I don't know how it is in your situation but saying something to my BPD mother isn't effective and her response is to minimize it. If it makes any difference- my BPD mother still doesn't "listen" to me but to describe it- she doesn't perceive "me"-  the "me" that is an individual and also boundaries.

What I see your D saying isn't a complaint or over complaining. She's 12- she perceives something but doesn't have a way to express it. "Mommy doesn't listen to me" is her way of saying her mother doesn't perceive her as an individual with her own needs and feelings.

Asking for time to do homework isn't an unreasonable request. What your D is saying is that she cares about her school performance and needs time to work on her assignment. Her mother isn't just not listening to her. She is dismissing something important to your D. She is choosing her own wishes over those of her D.

This is the shift in the relationship with a teen child. The teen is becoming more autonomous and the parent needs to be discerning about when to let go and give them some more self direction. This depends on the request and their behavior. If your D watched TV instead of doing homework- then she isn't ready for the concession, but it sounds like your D is doing homework- and this is a reasonable request. If her mother didn't feel like cooking dinner and wanted to go out to eat- she could instead change course and order take out- win win for both.

It also seems that this isn't a one time thing but often- BPD mother taking the kids out instead of staying home where D can do homework and so this could be more problematic.

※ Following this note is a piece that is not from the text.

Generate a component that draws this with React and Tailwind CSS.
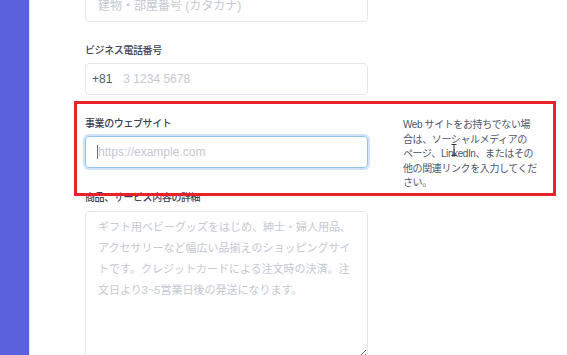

Younger kids are less autonomous and so have to do what their parents choose for them. Teen begin to make their own choices but still need parental boundaries. The parent shouldn't give them too much autonomy but also not too little. It's not always clear how to navigate this. On your part- hear your D out. If she's truly finding it hard to do homework during her time with her mother- how can something be worked out so she has this time?